The Dobbs decision overturning Roe v. Wade awoke the nation to the fact that the Trump court was dramatically different. But it’s deeper than any individual decision. To put it in lay terms: The old umpire who called balls and strikes has been replaced by a new umpire, and that umpire has decided to dictate new rules for the strike zone, the size of the plate, and even the field. This court is setting new rules of the game.

For decades, the far right has wanted to change the rules-that-determine-the-rules. Relentless is part of that strategy: It involves a legal doctrine that sets the rules for the rules, about who and how agencies and Congress interpret law. Rather than deferring to the democratic branches, the court has decided that only it can set these rules. The Biden administration argued that the case would cause a “convulsive shock” to the legal system. A less polite way of putting it is that Relentless is a full-employment law for corporate lawyers wishing to challenge regulations—any regulation. Just like the new “major questions” doctrine, it gives judges new power to stop regulators, and it forces Congress to write impossibly precise instructions to agencies, lest courts nullify their plans over a misplaced punctuation mark (and yes, these justices have recently debated punctuation because of their affection for textual precision).

Americans should realize that the justices have turned willful blindness to consequences for citizens into a virtue, not a vice.

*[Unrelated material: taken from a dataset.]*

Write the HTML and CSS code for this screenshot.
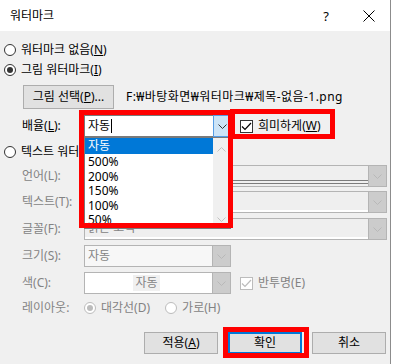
FILE: index.html
```html
<!DOCTYPE html>
<html lang="ko">
<head>
<meta charset="utf-8">
<title>워터마크</title>
<link rel="stylesheet" href="styles.css">
</head>
<body>
<div class="screen">
  <div class="dialog">
    <div class="titlebar">
      <span class="title">워터마크</span>
      <span class="tb-btn help">?</span>
      <span class="tb-btn close"><svg width="12" height="12" viewBox="0 0 12 12"><path d="M0.5 0.5 L11.5 11.5 M11.5 0.5 L0.5 11.5" stroke="#000" stroke-width="1"/></svg></span>
    </div>
    <div class="content">
      <div class="radio-row"><span class="radio"></span><span>워터마크 없음(<u>N</u>)</span></div>
      <div class="radio-row"><span class="radio on"></span><span>그림 워터마크(<u>I</u>)</span></div>
      <div class="pic-row">
        <span class="button pick">그림 선택(<u>P</u>)...</span>
        <span class="path">F:₩바탕화면₩워터마크₩제목-없음-1.png</span>
      </div>
      <div class="field scale-row">
        <span class="lbl">배율(<u>L</u>):</span>
        <div class="combo short active">
          <span class="txt">자동<span class="caret"></span></span>
          <span class="dd blue"><svg width="9" height="5" viewBox="0 0 9 5"><path d="M0.5 0.5 L4.5 4.5 L8.5 0.5" fill="none" stroke="#333" stroke-width="1"/></svg></span>
        </div>
        <label class="check"><span class="box"><svg width="11" height="9" viewBox="0 0 11 9"><path d="M1 4.5 L4 7.5 L10 1" fill="none" stroke="#000" stroke-width="1.2"/></svg></span><span>희미하게(<u>W</u>)</span></label>
      </div>
      <div class="radio-row text-wm"><span class="radio"></span><span>텍스트 워터마크(<u>X</u>)</span></div>
      <div class="field f-lang">
        <span class="lbl dis">언어(L):</span>
        <div class="combo wide disabled">
          <span class="txt"><span class="dbl"></span></span>
          <span class="dd gray"><svg width="9" height="5" viewBox="0 0 9 5"><path d="M0.5 0.5 L4.5 4.5 L8.5 0.5" fill="none" stroke="#b8b8b8" stroke-width="1"/></svg></span>
        </div>
      </div>
      <div class="field f-next">
        <span class="lbl dis">텍스트(T):</span>
        <div class="combo wide disabled strip">
          <span class="txt"></span>
          <span class="dd gray"><svg width="9" height="5" viewBox="0 0 9 5"><path d="M0.5 0.5 L4.5 4.5 L8.5 0.5" fill="none" stroke="#b8b8b8" stroke-width="1"/></svg></span>
        </div>
      </div>
      <div class="field f-next">
        <span class="lbl dis">글꼴(F):</span>
        <div class="combo wide disabled strip">
          <span class="txt dis">맑은 고딕</span>
          <span class="dd gray"><svg width="9" height="5" viewBox="0 0 9 5"><path d="M0.5 0.5 L4.5 4.5 L8.5 0.5" fill="none" stroke="#b8b8b8" stroke-width="1"/></svg></span>
        </div>
      </div>
      <div class="field f-next">
        <span class="lbl dis">크기(S):</span>
        <div class="combo short disabled plain">
          <span class="txt dis">자동</span>
          <span class="dd gray"><svg width="9" height="5" viewBox="0 0 9 5"><path d="M0.5 0.5 L4.5 4.5 L8.5 0.5" fill="none" stroke="#b8b8b8" stroke-width="1"/></svg></span>
        </div>
      </div>
      <div class="field f-next">
        <span class="lbl dis">색(C):</span>
        <div class="combo short disabled white">
          <span class="txt center"><span class="chip dis">자동</span></span>
          <span class="dd gray"><svg width="9" height="5" viewBox="0 0 9 5"><path d="M0.5 0.5 L4.5 4.5 L8.5 0.5" fill="none" stroke="#b8b8b8" stroke-width="1"/></svg></span>
        </div>
        <label class="check dis-check"><span class="box"><svg width="11" height="9" viewBox="0 0 11 9"><path d="M1 4.5 L4 7.5 L10 1" fill="none" stroke="#bcbcbc" stroke-width="1.2"/></svg></span><span class="dis">반투명(E)</span></label>
      </div>
      <div class="field layout-row">
        <span class="lbl dis">레이아웃:</span>
        <span class="radio dis-radio on"></span><span class="dis opt">대각선(D)</span>
        <span class="radio dis-radio second"></span><span class="dis opt">가로(H)</span>
      </div>
      <div class="buttons">
        <span class="button">적용(<u>A</u>)</span>
        <span class="button default">확인</span>
        <span class="button">취소</span>
      </div>
    </div>
  </div>

  <div class="droplist">
    <div class="items">
      <div class="item sel">자동</div>
      <div class="item">500%</div>
      <div class="item">200%</div>
      <div class="item">150%</div>
      <div class="item">100%</div>
      <div class="item">50%</div>
    </div>
    <div class="scroll">
      <svg width="9" height="5" viewBox="0 0 9 5"><path d="M0.5 4.5 L4.5 0.5 L8.5 4.5" fill="none" stroke="#c2c2c2" stroke-width="1"/></svg>
      <svg width="9" height="5" viewBox="0 0 9 5"><path d="M0.5 0.5 L4.5 4.5 L8.5 0.5" fill="none" stroke="#c2c2c2" stroke-width="1"/></svg>
    </div>
  </div>

  <div class="mark mark-scale"></div>
  <div class="mark mark-faint"></div>
  <div class="mark mark-ok"></div>
</div>
</body>
</html>
```

FILE: styles.css
```css
* { box-sizing: border-box; margin: 0; padding: 0; }

html, body {
  width: 396px;
  height: 364px;
  overflow: hidden;
  background: #ffffff;
}

body {
  font-family: "Noto Sans", "Noto Sans CJK KR", sans-serif;
  font-size: 12px;
  line-height: 16px;
  color: #000;
}

u { text-decoration: underline; text-underline-offset: 1px; }

.screen {
  position: relative;
  width: 396px;
  height: 364px;
  display: flex;
}

.dialog {
  width: 391px;
  height: 364px;
  background: #f0f0f0;
  border-right: 1px solid #8c8c8c;
  display: flex;
  flex-direction: column;
}

.titlebar {
  height: 31px;
  background: #ffffff;
  display: flex;
  align-items: center;
  padding-left: 10px;
}

.title { flex: 1; }

.tb-btn {
  width: 44px;
  height: 31px;
  display: flex;
  align-items: center;
  justify-content: center;
}

.help { font-size: 13px; }
.close { width: 42px; }

.content {
  padding-top: 9px;
  display: flex;
  flex-direction: column;
}

.radio-row {
  height: 20px;
  display: flex;
  align-items: center;
  gap: 5px;
  padding-left: 4px;
}

.radio {
  width: 12px;
  height: 12px;
  border-radius: 50%;
  border: 1px solid #333;
  background: #fff;
  display: grid;
  place-items: center;
  flex: none;
}

.radio.on::after {
  content: "";
  width: 6px;
  height: 6px;
  border-radius: 50%;
  background: #333;
}

.pic-row {
  margin-top: 5px;
  height: 24px;
  display: flex;
  align-items: center;
  padding-left: 23px;
}

.button {
  height: 22px;
  width: 74px;
  background: #e1e1e1;
  border: 1px solid #adadad;
  display: flex;
  align-items: center;
  justify-content: center;
}

.button.pick {
  width: 91px;
  height: 24px;
}

.path {
  margin-left: 12px;
  letter-spacing: 0.45px;
}

.field {
  height: 22px;
  display: flex;
  align-items: center;
}

.lbl {
  width: 84px;
  padding-left: 22px;
  flex: none;
}

.dis { color: #838383; }

.scale-row { margin-top: 6px; }
.text-wm { margin-top: 5px; }
.f-lang { margin-top: 3px; }
.f-next { margin-top: 4px; }
.f-next + .f-next { margin-top: 5px; }

.combo {
  height: 22px;
  border: 1px solid #b4b4b4;
  display: flex;
  flex: none;
}

.combo.short { width: 147px; }
.combo.wide { width: 303px; }

.combo.active {
  background: #fff;
  border-color: #7a7a7a;
}

.combo .txt {
  flex: 1;
  padding-left: 3px;
  display: flex;
  align-items: center;
  position: relative;
}

.combo .txt.center { justify-content: center; padding-left: 0; padding-right: 4px; }

.caret {
  display: inline-block;
  width: 1px;
  height: 14px;
  background: #000;
  margin-left: 1px;
}

.combo .dd {
  width: 18px;
  display: flex;
  align-items: center;
  justify-content: center;
}

.dd.blue {
  background: #cce4f7;
  border: 1px solid #569de5;
  margin: -1px -1px -1px 0;
  width: 18px;
}

.dd.gray {
  background: #cccccc;
  border-left: 1px solid #b4b4b4;
}

.combo.disabled { background: #efefef; }
.combo.strip .txt { border-bottom: 2px solid #fff; }
.combo.plain { background: #f7f7f7; }
.combo.white { background: #fff; }

.dbl {
  position: absolute;
  left: 0;
  right: 0;
  bottom: 2px;
  height: 4px;
  border-top: 1px solid #7c7c7c;
  border-bottom: 1px solid #7c7c7c;
}

.chip {
  background: #f0f0f0;
  padding: 0 2px;
}

.check {
  display: flex;
  align-items: center;
  gap: 5px;
  margin-left: 9px;
}

.check .box {
  width: 13px;
  height: 13px;
  border: 1px solid #333;
  background: #fff;
  display: grid;
  place-items: center;
}

.dis-check .box { border-color: #bcbcbc; }

.layout-row {
  margin-top: 4px;
  height: 20px;
}

.layout-row .lbl { width: 84px; }

.dis-radio {
  border-color: #bcbcbc;
  margin-right: 5px;
}

.dis-radio.on::after { background: #bcbcbc; }

.dis-radio.second { margin-left: 15px; }

.buttons {
  margin-top: 14px;
  display: flex;
  gap: 10px;
  padding-left: 144px;
}

.button.default {
  border-color: #0078d7;
  box-shadow: inset 0 0 0 1px #0078d7;
}

/* dropdown list overlay */
.droplist {
  position: absolute;
  left: 84px;
  top: 137px;
  width: 147px;
  height: 92px;
  background: #fff;
  border: 1px solid #7a7a7a;
  display: flex;
}

.items { flex: 1; }

.item {
  height: 14.6px;
  line-height: 14.6px;
  padding-left: 3px;
  padding-top: 1px;
}

.item.sel {
  height: 16px;
  line-height: 16px;
  padding-top: 0;
  background: #0078d7;
  color: #fff;
}

.scroll {
  width: 17px;
  background: #f0f0f0;
  display: flex;
  flex-direction: column;
  align-items: center;
  justify-content: space-between;
  padding: 9px 0 6px;
}

/* red annotation frames */
.mark {
  position: absolute;
  border: 5px solid #ff0000;
}

.mark-scale { left: 79px; top: 110px; width: 154px; height: 118px; }
.mark-faint { left: 230px; top: 109px; width: 105px; height: 30px; }
.mark-ok { left: 223px; top: 327px; width: 86px; height: 31px; }
```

Justice Clarence Thomas writes that judges should be “ashamed” to “lay bare consequentialist” reasoning in constitutional cases involving the income tax. Justice Neil Gorsuch chides Justice Brett Kavanaugh for “raw consequentialist” reasoning that should “play no role” in judging. In climate cases, the court has repeatedly rejected agency arguments based on the consequences to the environment. Of course, this often turns out to be a kind of “self-hating consequentialism” as the same judges turn around and violate their own rule. But their statements are all there for people to see: If taken at face value, they reflect the view that judges have a moral imperative not to consider how their actions affect Americans. That is not traditional judging: Even Blackstone, an eighteenth-century British writer, used large consequences as a warning sign that more prudent interpretations deserved pride of place. 

This strategy has been a long time in the making: It begins in the 1980s, when the Reagan administration birthed the court’s MAGA judicial philosophy and sold it to the Federalist Society. The preferred philosophy (known as originalism or textualism) aims to change the rules-that-determine-the rules by changing the way in which judges “interpret” law. The umpire does not want to enforce the existing rules, he wants to dictate a changed set of rules. As anyone who has ever worked in Congress knows: If you have a choice between the rules and the substance, pick the rules, and you will always win. While liberals have played a “substance” game, with groups focused on particular issues like abortion or guns, the far right has played a “rules” game. That game will continue to win for minoritarian causes, unless the political branches, namely Congress and the president, step up to push back and write democratic rules back into law.

However, the conservative justices’ philosophy—“originalism” and “textualism”—is not what it appears to be. It is framed as a “traditional” reading of the law, but in reality, it is MAGA-level antidemocratic. No lawyer disputes that history and text are relevant to legal analysis. But the problems with originalism and textualism are about what they leave out of judging. They leave out traditional judicial virtue: slow change, following precedent, prudent decisions, and a healthy respect for majoritarian decisions. But to these justices, if text and history say X, then precedent or prudence or what majorities want do not seem to count.

This is how the court overruled Dobbs, created a new right to bear arms in Heller, and now, in Relentless, has told agencies when and how they can regulate. None of these decisions could have existed without a philosophy that tells courts to ignore precedent and rejects law’s inherently conservative method of moving by analogy, slowly, case by case, to ensure the very stability that regulated entities like markets and businesses want.   

For all its talk of “traditionalism,” the court’s new philosophy is just that—new. Most lawyers of my vintage and seniority were never taught a thing about it. Big data confirms it: The largest database on historical legal sources ever constructed, at Georgetown Law’s Interpretation Lab, has found that invoking historical sources is new, not old, beginning not in 1787 but hundreds of years later, in the 1980s Rehnquist court, reaching a peak in 2019.  

In the short term, the cost for the country is “disruption.” Courts ideally cool the political passions, but this court’s judicial philosophy is hot, not cool. Adrian Vermeule, a conservative Harvard professor, has argued persuasively that the Supreme Court’s philosophy has lost any sense of “common good,” or what others might claim is just plain common sense. In its place are judges who blind themselves to the real-life consequences of their decisions, whether about guns or abortion or climate, because their “philosophy” of text and history command them to do so.

When a nonelected court thwarts both the Congress and agencies, not to mention the American people, it arrogates to itself the power of the few against the many. History shows that persistently minoritarian courts ultimately fail and go down in history very poorly. But sadly, for a slumbering public to roar that “We, the People” are in charge, not the court, it can take decades. In the case of a 40-hour workweek and banning child labor, the Supreme Court blocked them for decades. It can even take war: The Dred Scott decision spawned a war because it denied the political branches a means to compromise.

It is time for Democrats in Congress and President Biden to play for the rules. And it is time for the American public to understand that the way to fight the court is bigger than any single issue: It is to fight for the traditional strike zone.